Voice Control for TV
What better to do when your little baby puts your TV remote in a glass of water.
Overview
This is a super simple implementation using Google speech APIs and a Roku TV. You can
use any language. I am using Python today. My objective was to control my Roku TV. I actually
tried capturing network traffic from my TV Remote App to TV to find the commands. An easier
and better way to do is reading Roku documentation !! They explained it pretty well there.
Environment
- Create a environment of Python 3.6 with Anaconda.
- Brew install Portaudio. (Security aspects TBD)
- Then Pip install pyaudio.
- Get speech_recognition and requests lib (if you are making requests that way)
Logic
- Setup variables for sampling rate, chunk size and mic name. I used following values.
Sampling rate : 44100
Chunk Size : 3096
I was using built in mic so name was 'Built-in Microphone'.

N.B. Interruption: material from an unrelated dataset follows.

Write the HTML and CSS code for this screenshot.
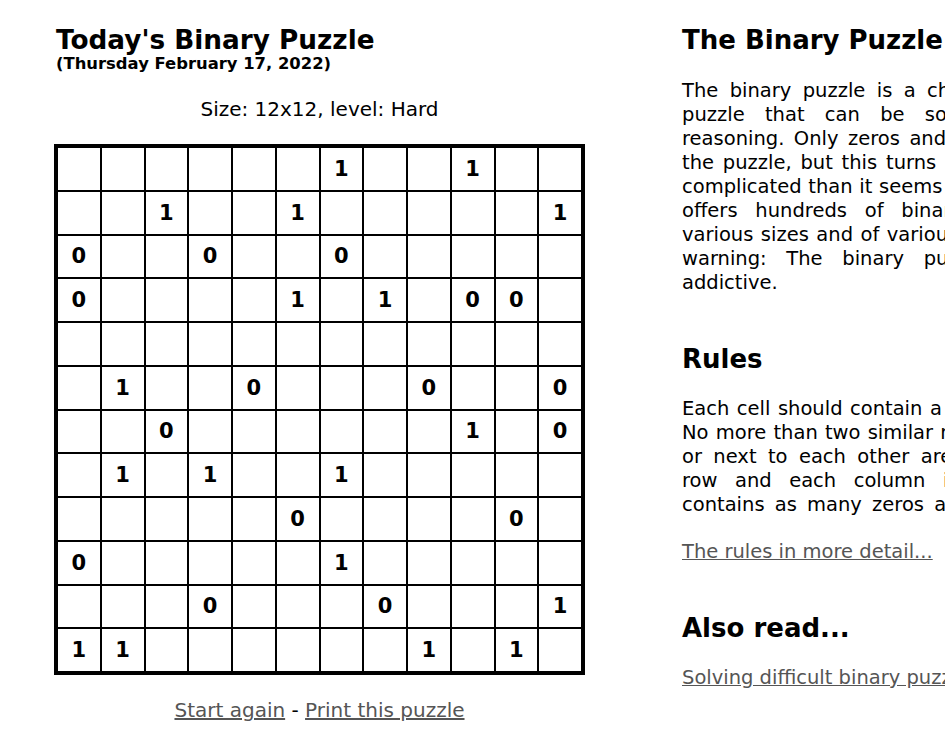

You can find the name using either : system_profiler SPAudioDataType or
system_profiler SPUSBDataType to find usb audio devices like dedicated mics.
-
Put out a console message indicating program is ready to listen.
-
Sample the input and use speech recognition library to reach out to Google
to get it processed and convert that to text.
-
Pick up the resulting text and look for what you want in there. I looked for
if starting with 'roku' and ending with one of the commands like 'play'.
-
After this its pretty much basic if-else logic and logging. Then use requests
library to make a http post call to TV according to text. It will be like
$ curl -d '' http://192.168.XXX.X:8060/keypress/XXXXX
Code
GitHub Repo here. (Quick dirty code. Clean up TBD.)
Path forward
- Deploy this into a RaspberryPi.
- Make it offline. Now it uses Google Speech API. Since there are only a few commands, it should be easy
to setup a model and teach it. Deploy that in one of the home servers for Pi to talk to.